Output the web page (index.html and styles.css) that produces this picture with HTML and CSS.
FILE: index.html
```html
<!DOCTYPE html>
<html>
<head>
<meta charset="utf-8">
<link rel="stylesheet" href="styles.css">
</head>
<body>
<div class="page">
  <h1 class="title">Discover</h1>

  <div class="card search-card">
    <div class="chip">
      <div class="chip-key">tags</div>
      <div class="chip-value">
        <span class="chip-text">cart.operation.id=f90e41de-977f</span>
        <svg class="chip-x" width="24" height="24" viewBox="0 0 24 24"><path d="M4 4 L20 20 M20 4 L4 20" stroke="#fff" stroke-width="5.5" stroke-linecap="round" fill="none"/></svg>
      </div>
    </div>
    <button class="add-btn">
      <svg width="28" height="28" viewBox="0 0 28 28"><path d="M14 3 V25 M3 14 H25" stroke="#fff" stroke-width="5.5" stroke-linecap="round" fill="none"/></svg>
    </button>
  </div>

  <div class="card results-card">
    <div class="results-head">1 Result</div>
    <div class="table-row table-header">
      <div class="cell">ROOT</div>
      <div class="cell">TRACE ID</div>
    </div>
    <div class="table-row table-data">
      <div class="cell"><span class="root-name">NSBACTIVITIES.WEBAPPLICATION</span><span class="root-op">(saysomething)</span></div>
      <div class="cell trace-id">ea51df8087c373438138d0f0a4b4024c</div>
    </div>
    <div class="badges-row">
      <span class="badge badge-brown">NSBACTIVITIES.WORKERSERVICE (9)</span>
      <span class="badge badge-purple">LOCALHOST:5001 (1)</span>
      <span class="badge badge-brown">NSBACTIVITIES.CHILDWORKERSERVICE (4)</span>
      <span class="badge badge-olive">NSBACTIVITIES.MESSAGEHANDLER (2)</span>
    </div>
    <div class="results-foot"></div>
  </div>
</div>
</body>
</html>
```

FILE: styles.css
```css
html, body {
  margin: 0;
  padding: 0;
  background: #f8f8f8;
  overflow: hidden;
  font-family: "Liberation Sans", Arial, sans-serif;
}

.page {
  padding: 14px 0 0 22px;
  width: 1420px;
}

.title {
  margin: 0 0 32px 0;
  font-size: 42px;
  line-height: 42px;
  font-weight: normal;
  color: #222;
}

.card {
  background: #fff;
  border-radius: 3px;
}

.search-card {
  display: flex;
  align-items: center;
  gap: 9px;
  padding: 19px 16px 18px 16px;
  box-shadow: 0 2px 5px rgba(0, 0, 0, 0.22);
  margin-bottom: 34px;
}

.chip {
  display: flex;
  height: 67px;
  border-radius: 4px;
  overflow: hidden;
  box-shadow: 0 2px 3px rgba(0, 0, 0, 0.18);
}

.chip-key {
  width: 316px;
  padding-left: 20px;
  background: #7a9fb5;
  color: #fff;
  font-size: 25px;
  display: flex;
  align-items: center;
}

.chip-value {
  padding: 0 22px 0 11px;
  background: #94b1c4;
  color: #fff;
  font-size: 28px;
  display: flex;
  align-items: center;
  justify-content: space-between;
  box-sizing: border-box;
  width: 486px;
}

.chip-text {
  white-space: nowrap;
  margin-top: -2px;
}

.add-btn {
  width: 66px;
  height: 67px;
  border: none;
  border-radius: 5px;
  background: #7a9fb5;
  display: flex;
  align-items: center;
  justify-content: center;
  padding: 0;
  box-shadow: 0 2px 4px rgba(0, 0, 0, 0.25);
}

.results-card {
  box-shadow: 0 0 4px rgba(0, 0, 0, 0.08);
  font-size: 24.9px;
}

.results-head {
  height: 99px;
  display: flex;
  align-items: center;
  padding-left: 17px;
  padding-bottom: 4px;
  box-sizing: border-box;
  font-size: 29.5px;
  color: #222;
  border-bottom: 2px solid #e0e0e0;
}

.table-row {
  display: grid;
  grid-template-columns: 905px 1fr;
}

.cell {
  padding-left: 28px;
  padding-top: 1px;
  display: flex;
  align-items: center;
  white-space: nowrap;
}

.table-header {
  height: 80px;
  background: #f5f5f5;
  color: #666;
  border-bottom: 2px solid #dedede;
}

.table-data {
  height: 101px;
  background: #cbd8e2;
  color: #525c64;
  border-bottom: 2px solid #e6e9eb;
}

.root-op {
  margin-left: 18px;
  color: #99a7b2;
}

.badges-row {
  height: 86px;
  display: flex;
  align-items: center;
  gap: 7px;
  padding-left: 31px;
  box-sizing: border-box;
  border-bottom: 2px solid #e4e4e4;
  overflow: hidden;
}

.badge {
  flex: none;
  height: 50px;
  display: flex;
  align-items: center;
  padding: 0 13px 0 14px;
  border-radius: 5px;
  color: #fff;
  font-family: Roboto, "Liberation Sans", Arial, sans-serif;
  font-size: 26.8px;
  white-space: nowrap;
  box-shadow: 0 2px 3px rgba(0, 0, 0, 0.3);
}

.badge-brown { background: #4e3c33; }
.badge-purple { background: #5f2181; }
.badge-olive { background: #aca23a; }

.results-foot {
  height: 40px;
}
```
◇ ◇ ◇ ◇ ◇
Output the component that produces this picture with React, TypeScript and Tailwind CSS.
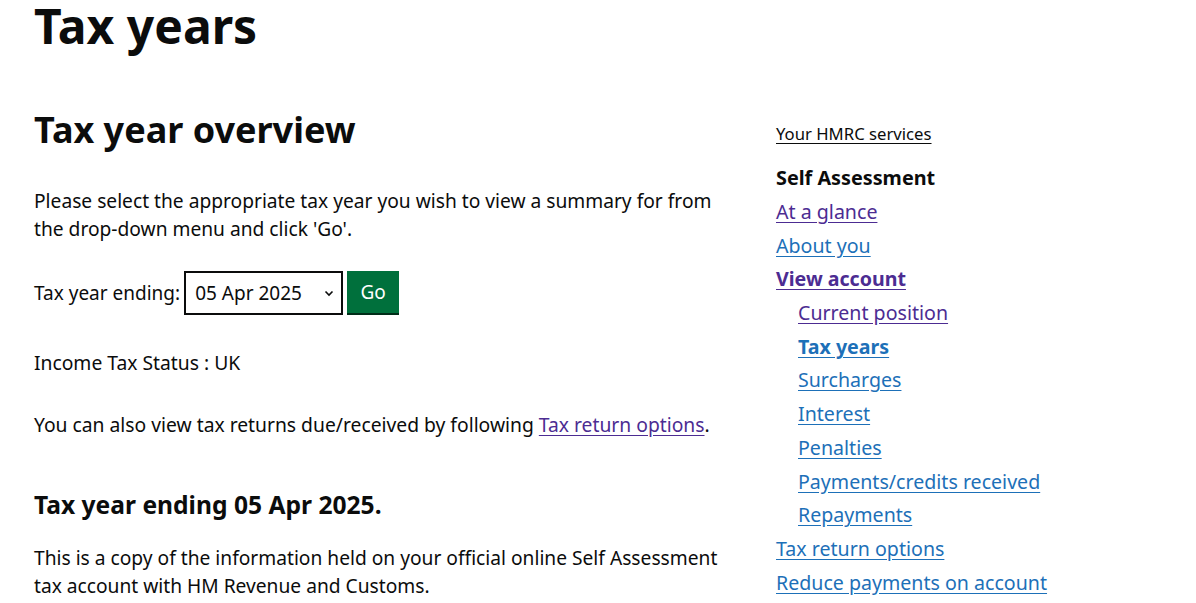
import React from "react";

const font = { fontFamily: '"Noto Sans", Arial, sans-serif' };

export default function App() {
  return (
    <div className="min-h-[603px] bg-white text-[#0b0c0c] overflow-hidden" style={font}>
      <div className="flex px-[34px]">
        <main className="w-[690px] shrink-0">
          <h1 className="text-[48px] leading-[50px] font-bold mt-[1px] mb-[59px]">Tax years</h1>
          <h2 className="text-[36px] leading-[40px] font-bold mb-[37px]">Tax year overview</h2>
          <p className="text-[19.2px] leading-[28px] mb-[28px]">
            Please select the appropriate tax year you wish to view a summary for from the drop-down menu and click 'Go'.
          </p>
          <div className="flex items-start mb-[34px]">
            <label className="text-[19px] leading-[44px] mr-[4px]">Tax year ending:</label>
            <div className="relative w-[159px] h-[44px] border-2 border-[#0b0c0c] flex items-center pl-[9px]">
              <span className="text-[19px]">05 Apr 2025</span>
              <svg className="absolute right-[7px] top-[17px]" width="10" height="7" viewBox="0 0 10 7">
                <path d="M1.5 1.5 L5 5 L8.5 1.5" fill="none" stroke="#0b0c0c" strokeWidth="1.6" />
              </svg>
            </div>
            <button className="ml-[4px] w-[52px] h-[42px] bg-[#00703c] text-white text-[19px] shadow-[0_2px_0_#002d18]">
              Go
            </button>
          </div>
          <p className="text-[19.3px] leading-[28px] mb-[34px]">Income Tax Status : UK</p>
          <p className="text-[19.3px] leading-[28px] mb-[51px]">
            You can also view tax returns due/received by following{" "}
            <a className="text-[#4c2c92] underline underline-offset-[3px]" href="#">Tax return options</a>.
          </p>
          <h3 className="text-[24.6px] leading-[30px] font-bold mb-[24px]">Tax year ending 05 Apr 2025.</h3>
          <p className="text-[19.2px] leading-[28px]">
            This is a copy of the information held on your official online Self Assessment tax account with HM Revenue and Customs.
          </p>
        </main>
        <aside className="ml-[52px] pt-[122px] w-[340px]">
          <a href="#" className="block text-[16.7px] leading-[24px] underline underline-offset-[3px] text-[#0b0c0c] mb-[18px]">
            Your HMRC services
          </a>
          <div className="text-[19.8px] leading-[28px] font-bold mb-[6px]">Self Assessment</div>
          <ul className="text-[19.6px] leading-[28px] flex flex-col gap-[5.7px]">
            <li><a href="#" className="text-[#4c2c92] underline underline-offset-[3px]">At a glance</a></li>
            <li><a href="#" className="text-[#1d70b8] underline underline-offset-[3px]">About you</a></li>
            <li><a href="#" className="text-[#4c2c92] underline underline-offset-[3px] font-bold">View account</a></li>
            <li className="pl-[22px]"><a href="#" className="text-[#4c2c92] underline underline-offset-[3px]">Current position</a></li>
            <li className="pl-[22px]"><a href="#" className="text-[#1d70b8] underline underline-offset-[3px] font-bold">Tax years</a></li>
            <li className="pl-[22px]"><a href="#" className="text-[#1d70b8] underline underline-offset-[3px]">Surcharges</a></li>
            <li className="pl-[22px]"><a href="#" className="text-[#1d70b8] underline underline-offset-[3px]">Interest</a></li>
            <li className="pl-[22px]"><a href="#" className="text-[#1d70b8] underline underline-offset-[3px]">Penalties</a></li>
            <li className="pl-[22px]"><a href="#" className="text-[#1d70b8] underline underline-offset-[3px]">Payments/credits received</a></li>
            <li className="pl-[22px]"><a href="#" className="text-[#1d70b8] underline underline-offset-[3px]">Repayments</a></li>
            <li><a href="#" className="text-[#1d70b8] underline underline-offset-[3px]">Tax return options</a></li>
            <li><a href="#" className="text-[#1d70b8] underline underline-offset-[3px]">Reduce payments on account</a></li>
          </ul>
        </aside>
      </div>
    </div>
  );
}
◇ ◇ ◇ ◇ ◇
* **GIVEN REQUEST**: Identify and copy all lines with the word "React".

* **FINAL ANSWER**:
Output the component that produces this picture with React, TypeScript and Tailwind CSS.
import React from "react";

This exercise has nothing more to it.